Por tudo isto, o combate às desigualdades, à pobreza e à exclusão social deveria ser uma prioridade para o Governo Regional. Mas como percebemos pela argumentação do Presidente do Governo Regional, não é. Taxa de risco de pobreza não é pobreza efetiva.

E, no entanto, recordo a visita que fiz em agosto à Associação Monte de Amigos, onde ouvi de viva voz os relatos de como estes indicadores de risco de pobreza significam vidas, pessoas, famílias; significam futuros com horizontes muito reduzidos face a um presente esmagador. Como descansar com as declarações do Sr. Presidente quando ainda ecoa o relato de uma jovem Mãe que luta todos os dias para garantir uma alimentação equilibrada ao filho de quase três anos, pagar a mensalidade da creche para poder trabalhar e ainda assim fazê-lo sonhar com os brinquedos a que todas as crianças deviam ter direito? Quando o choro que lhe cortava as palavras não me sai da memória?

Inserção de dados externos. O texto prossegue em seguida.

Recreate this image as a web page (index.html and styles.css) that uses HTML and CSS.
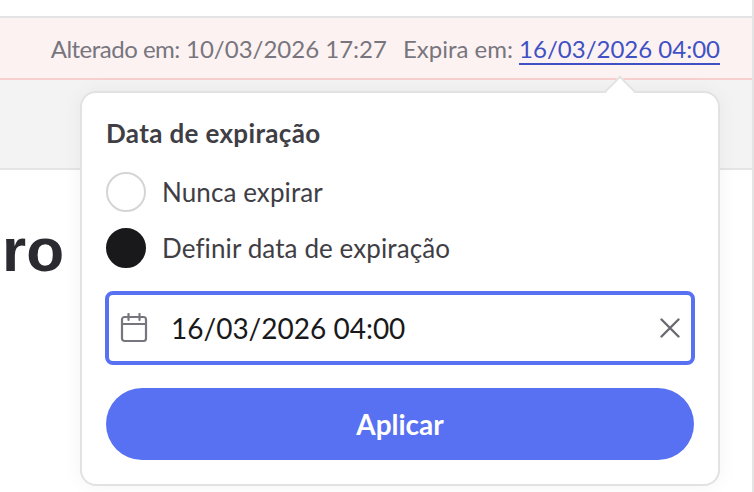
FILE: index.html
```html
<html>
<head>
    <title>Data de expiração</title>
    <link rel="stylesheet" href="styles.css">
</head>
<body>
    <div class="page">
        <div class="top-space"></div>
        <div class="info-bar">
            <span><span class="info-label">Alterado em:</span> 10/03/2026 17:27</span>
            <span>Expira em: <a class="expire-link" href="#">16/03/2026 04:00</a></span>
        </div>
        <div class="toolbar"></div>
        <div class="content">
            <h1 class="title">ro</h1>
        </div>
    </div>

    <div class="popover">
        <div class="popover-arrow"></div>
        <h2 class="popover-title">Data de expiração</h2>
        <div class="radio-row">
            <span class="radio"></span>
            <span>Nunca expirar</span>
        </div>
        <div class="radio-row">
            <span class="radio radio-checked"></span>
            <span>Definir data de expiração</span>
        </div>
        <div class="date-input">
            <svg class="icon-calendar" width="28" height="30" viewBox="0 0 28 30" fill="none" stroke="#77767e" stroke-width="2.200" stroke-linecap="round" stroke-linejoin="round">
                <rect x="2" y="4" width="24" height="24" rx="2.500"/>
                <path d="M2 11h24M8.500 1v6M19.500 1v6"/>
            </svg>
            <span class="date-value">16/03/2026 04:00</span>
            <svg class="icon-clear" width="20" height="20" viewBox="0 0 20 20" fill="none" stroke="#6b6a72" stroke-width="2.400" stroke-linecap="round">
                <path d="M1.500 1.500l17 17M18.500 1.500l-17 17"/>
            </svg>
        </div>
        <button class="apply-button">Aplicar</button>
    </div>
</body>
</html>
```

FILE: styles.css
```css
* {
    box-sizing: border-box;
}
body {
    margin: 0;
    height: 492px;
    overflow: hidden;
    background-color: #fff;
    font-family: Lato, sans-serif;
    color: #3f3e45;
}
.page {
    height: 492px;
    border-right: 2px solid #e4e4e4;
}
.top-space {
    height: 18px;
    background-color: #fff;
    border-bottom: 2px solid #e4e4e4;
}
.info-bar {
    display: flex;
    justify-content: flex-end;
    align-items: center;
    gap: 16px;
    height: 62px;
    padding-right: 32px;
    background-color: #fdf2f2;
    border-bottom: 2px solid #f7cfcf;
    font-size: 24px;
    color: #77767e;
}
.info-label {
    letter-spacing: -0.5px;
}
.expire-link {
    color: #3f51c4;
    text-decoration: none;
    border-bottom: 2px solid #3f51c4;
}
.toolbar {
    height: 90px;
    background-color: #f3f3f3;
    border-bottom: 2px solid #e4e4e4;
}
.content {
    padding: 44px 0 0 2px;
}
.title {
    margin: 0;
    font-family: "Liberation Sans", sans-serif;
    font-size: 62px;
    line-height: 72px;
    font-weight: 700;
    color: #2b2a30;
}
.popover {
    position: absolute;
    left: 80px;
    top: 91px;
    width: 640px;
    height: 395px;
    padding: 24px;
    background-color: #fff;
    border: 2px solid #e2e2e2;
    border-radius: 16px;
    box-shadow: 0 0 20px rgba(0, 0, 0, 0.05);
}
.popover-arrow {
    position: absolute;
    top: -13px;
    right: 87px;
    width: 22px;
    height: 22px;
    background-color: #fff;
    border-top: 2px solid #e2e2e2;
    border-left: 2px solid #e2e2e2;
    transform: rotate(45deg);
}
.popover-title {
    margin: 0 0 23px 0;
    font-size: 26px;
    line-height: 32px;
    font-weight: 700;
    letter-spacing: 0.35px;
}
.radio-row {
    display: flex;
    align-items: center;
    gap: 16px;
    height: 40px;
    margin-bottom: 16px;
    font-size: 26px;
    letter-spacing: 0.1px;
}
.radio {
    width: 40px;
    height: 40px;
    border: 2px solid #d5d5d8;
    border-radius: 50%;
}
.radio-checked {
    background-color: #19191b;
    border-color: #19191b;
}
.date-input {
    display: flex;
    align-items: center;
    height: 74px;
    margin: 23px -1px 0 -1px;
    padding: 0 11px;
    border: 4px solid #5870f2;
    border-radius: 8px;
}
.date-value {
    flex: 1;
    margin-left: 23px;
    font-size: 28px;
    color: #19191b;
}
.apply-button {
    display: block;
    width: 100%;
    height: 72px;
    margin-top: 23px;
    border: none;
    border-radius: 36px;
    background-color: #5870f2;
    color: #fff;
    font-family: inherit;
    font-size: 28px;
    font-weight: 700;
}
```
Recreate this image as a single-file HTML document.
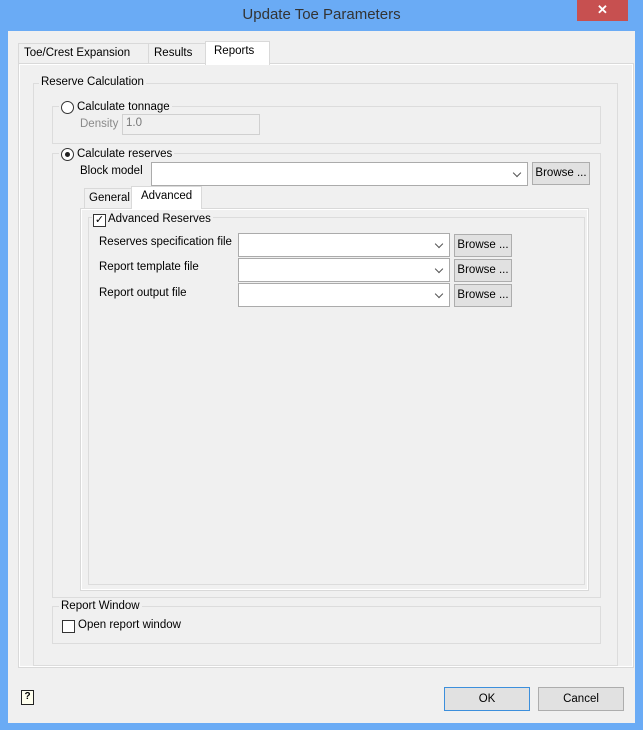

Desde 1974 que Sérgio Godinho canta para quem quiser ouvir que

«Só há liberdade a sério quando houver

A Paz, o Pão

Habitação

Saúde, Educação»

Este repto está plasmado, de forma menos poética, na nossa Constituição, que muitos/as acusam de ser demasiado à esquerda. Honestamente, há alguém que não concorde com a importância de qualquer um destes fatores? Há alguém que considere exagerado o direito a uma Habitação condigna, a uma Alimentação equilibrada? Que considere excessivo o direito à Saúde e a uma Educação que permita aspirar a mais do que escapar por um triz aos encargos mensais? Viver com o mínimo de dignidade é um luxo?

Comecei esta crónica com a confissão da minha predileção pela escritora brasileira Clarice Lispector. Mas o subtítulo da crónica de hoje devo-o a Almeida Garrett e ao seu Viagens na Minha Terra (datado de 1846): «E eu pergunto aos economistas, políticos, aos moralistas, se já calcularam o número de indivíduos que é forçoso condenar à miséria, ao trabalho desproporcionado (...) à desgraça invencível, à penúria absoluta, para produzir um rico?»

Perante os números que conhecemos pergunto: quantos pobres são precisos para uma Região apresentar um crescimento económico há 75 meses?